La quête inlassable à la richesse des persécutants, saigne l’homme sage, humble noir ou blanc, éventre et sacrifie sa terre. Du tambour bèlè à la caisse insolite, le tambouyé psalmodie la souffrance, cadence l’unité, carillonne les consciences. Celles de l’opprimé, du démuni, du manipulé. Les bâtons du tambouyé écrabouillent la peur.  Il coupe le sifflet au fouet, aux balles. De son roulement il remembre les mutilés, condamne à mort les exécutions, sans pas de l’oie. Il lance la générale face aux derniers soupirs de son alliée, la terre, ruinée par les caprices des argenteux.

Tambour humble, fait de bois ou métal, souvent inventé par des mains crevassées. Son tambouyé, lui, ne porte pas les gants blancs militaires. Ses battements scandent la liberté, l’égalité moyennant la blessure ou la mort. Champ de bataille.

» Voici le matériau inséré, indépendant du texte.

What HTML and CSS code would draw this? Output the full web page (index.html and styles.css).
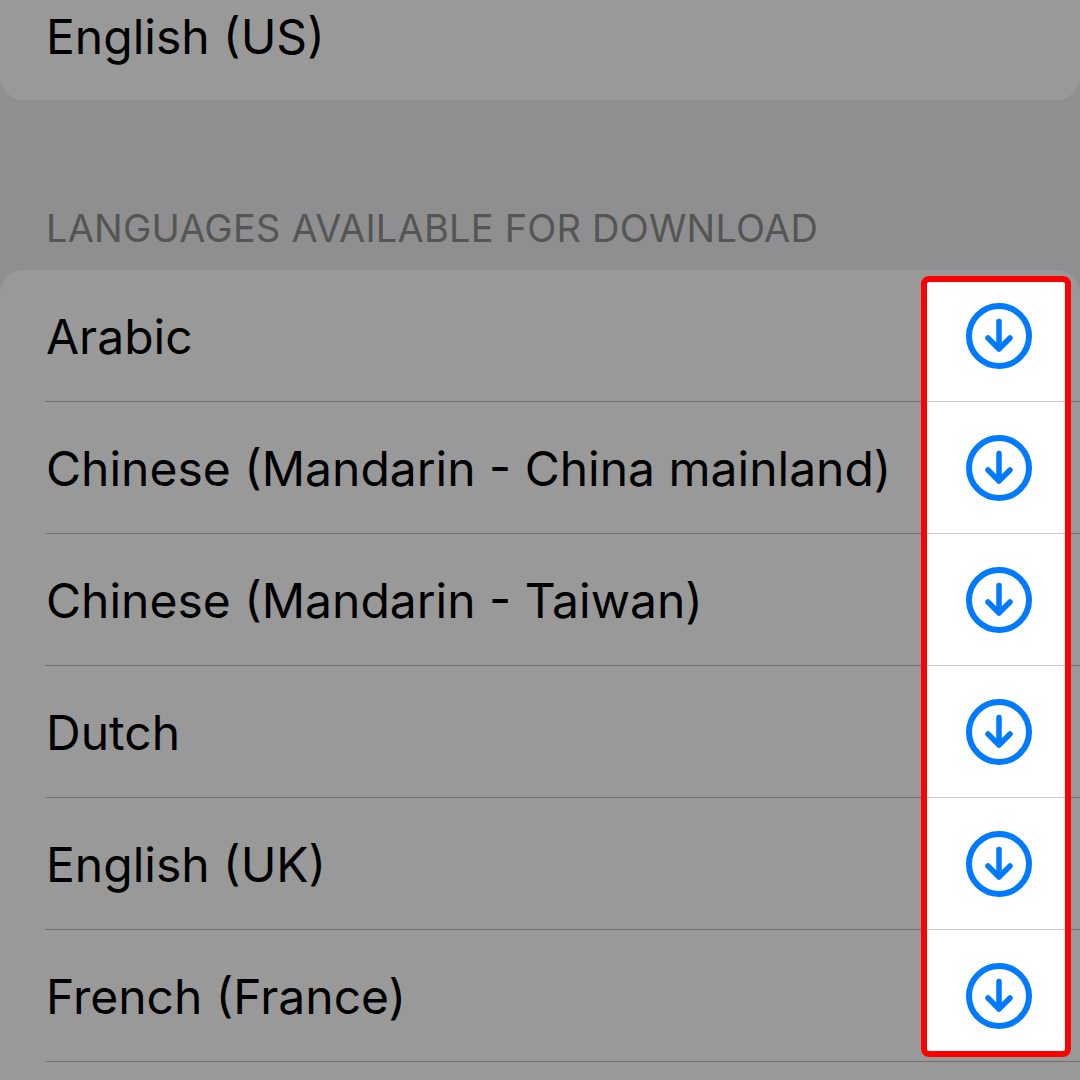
FILE: index.html
```html
<!DOCTYPE html>
<html lang="en">
<head>
    <meta charset="UTF-8">
    <meta name="viewport" content="width=device-width, initial-scale=1.0">
    <title>Languages</title>
    <link rel="stylesheet" href="styles.css">
</head>
<body>

    <main class="page">
        <section class="card card-current">
            <div class="current-name">English (US)</div>
        </section>

        <h2 class="section-title">LANGUAGES AVAILABLE FOR DOWNLOAD</h2>

        <section class="card card-languages">
            <div class="row">Arabic</div>
            <div class="row">Chinese (Mandarin - China mainland)</div>
            <div class="row">Chinese (Mandarin - Taiwan)</div>
            <div class="row">Dutch</div>
            <div class="row">English (UK)</div>
            <div class="row">French (France)</div>

            <div class="highlight">
                <div class="icon-list">
                    <div class="icon-row"><svg class="download-icon" viewBox="0 0 66 66"><circle cx="33" cy="33" r="30"/><path d="M33 18.5V46M22 35L33 46L44 35"/></svg></div>
                    <div class="icon-row"><svg class="download-icon" viewBox="0 0 66 66"><circle cx="33" cy="33" r="30"/><path d="M33 18.5V46M22 35L33 46L44 35"/></svg></div>
                    <div class="icon-row"><svg class="download-icon" viewBox="0 0 66 66"><circle cx="33" cy="33" r="30"/><path d="M33 18.5V46M22 35L33 46L44 35"/></svg></div>
                    <div class="icon-row"><svg class="download-icon" viewBox="0 0 66 66"><circle cx="33" cy="33" r="30"/><path d="M33 18.5V46M22 35L33 46L44 35"/></svg></div>
                    <div class="icon-row"><svg class="download-icon" viewBox="0 0 66 66"><circle cx="33" cy="33" r="30"/><path d="M33 18.5V46M22 35L33 46L44 35"/></svg></div>
                    <div class="icon-row"><svg class="download-icon" viewBox="0 0 66 66"><circle cx="33" cy="33" r="30"/><path d="M33 18.5V46M22 35L33 46L44 35"/></svg></div>
                </div>
            </div>
        </section>
    </main>

</body>
</html>
```

FILE: styles.css
```css
body {
    font-family: 'Inter', 'Liberation Sans', sans-serif;
    margin: 0;
    padding: 0;
    background-color: #8f8f91;
    color: #000;
}

.page {
    height: 1080px;
    overflow: hidden;
}

.card {
    background-color: #999;
}

.card-current {
    height: 100px;
    padding-left: 46px;
    border-radius: 0 0 24px 24px;
    box-sizing: border-box;
}

.current-name {
    font-size: 48px;
    line-height: 74px;
}

.section-title {
    margin: 0;
    padding: 108px 0 0 46px;
    height: 62px;
    font-size: 38px;
    letter-spacing: 0.2px;
    font-weight: 400;
    line-height: 41px;
    color: #555;
}

.card-languages {
    position: relative;
    height: 810px;
    border-radius: 24px 24px 0 0;
}

.row {
    height: 132px;
    box-sizing: border-box;
    margin-left: 45px;
    padding-left: 1px;
    border-bottom: 1px solid #6f6f6f;
    font-size: 48px;
    line-height: 134px;
}

.highlight {
    position: absolute;
    top: 6px;
    left: 921px;
    width: 150px;
    height: 781px;
    box-sizing: border-box;
    border: 6px solid #ff0000;
    border-radius: 8px;
    background-color: #fff;
    overflow: hidden;
}

.icon-list {
    margin-top: -12px;
}

.icon-row {
    display: flex;
    align-items: center;
    justify-content: center;
    height: 132px;
    box-sizing: border-box;
    padding-left: 6px;
    border-bottom: 1px solid #c8c8c8;
}

.download-icon {
    width: 66px;
    height: 66px;
    fill: none;
    stroke: #007aff;
    stroke-width: 6;
    stroke-linecap: round;
    stroke-linejoin: round;
}

.download-icon path {
    stroke-width: 5.5;
}
```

Son centurion orchestre la conquête de sa dignité.

Percussion sacrée de Gaïa à ses Êtres.

Marie-Noëlle Fargier

vendredi 3 janvier 2020

Mes voeux pour 2020





2019 Flambeau d’espoir et solidarité, torche de révolte et violence. Le jaune combat l’or. L’arme s’abat sur les impuissants. « La Marseillaise » consacrée aux monuments aux morts s’engage dans les rues. Des mots « gazé », « aveuglement » resurgissent de la mémoire. « gazé » ne s’identifie pas au pesticide de 14 ni à celui des chambres à gaz, il propage la même puanteur. A cette fétidité, l’aveuglement ancestral se fait complice. De la mythologie grecque (Œdipe,Samson) aux premiers chrétiens, il traverse l’Antiquité muni du tisonnier ou du vinaigre. Au moyen âge il se combine à la castration. L’aveuglement est la punition divine. Les tortionnaires contemporains utilisent ce châtiment corporel pour neutraliser les rebelles.

En cette année 2019, cette pratique se réincarne. Je rends hommage à chaque victime qui continue à vivre, mutilée à jamais.

Décembre 2019, les réfractaires font bloc face à l’extermination des missions du Conseil National de la Résistance. Cette plus haute institution de la France clandestine en 1943 tend vers une justice sociale. En 1944, Ambroise Croizat s’empare d’une phrase du Conseil National de la Résistance « nous combattants de l’ombre exigeons une véritable démocratie sociale impliquant un plan de sécurité sociale qui permettra de donner des moyens d’existence à tous ceux qui ne peuvent se les procurer par le travail avec gestion par les intéressés ». En 1945, Ambroise Croizat en tant que ministre du Travail fonde la Sécurité sociale et le système des retraites.  Cette justice sociale bafouée, torturée au fil du temps par les argentiers de plus en plus puissants, en 2019 est condamnée. Elle va être fusillée. Il ne s’agit pas de réforme mais d’abolition. Sans elle, la cour des miracles « hideuse verrue à la face de Paris » (Victor Hugo) défiera le temps et l’espace.

Comme il se doit je formule un vœu pour l’an 2020 :

 « Que le souffle d’unification de Jean Moulin et le sens de la justice d’Ambroise Croizat inspirent chaque Juste afin de rendre hommage à ces grands hommes, ces humanistes, et restituer la dignité à chaque humain. Essence qu’il n’aurait jamais dû perdre ».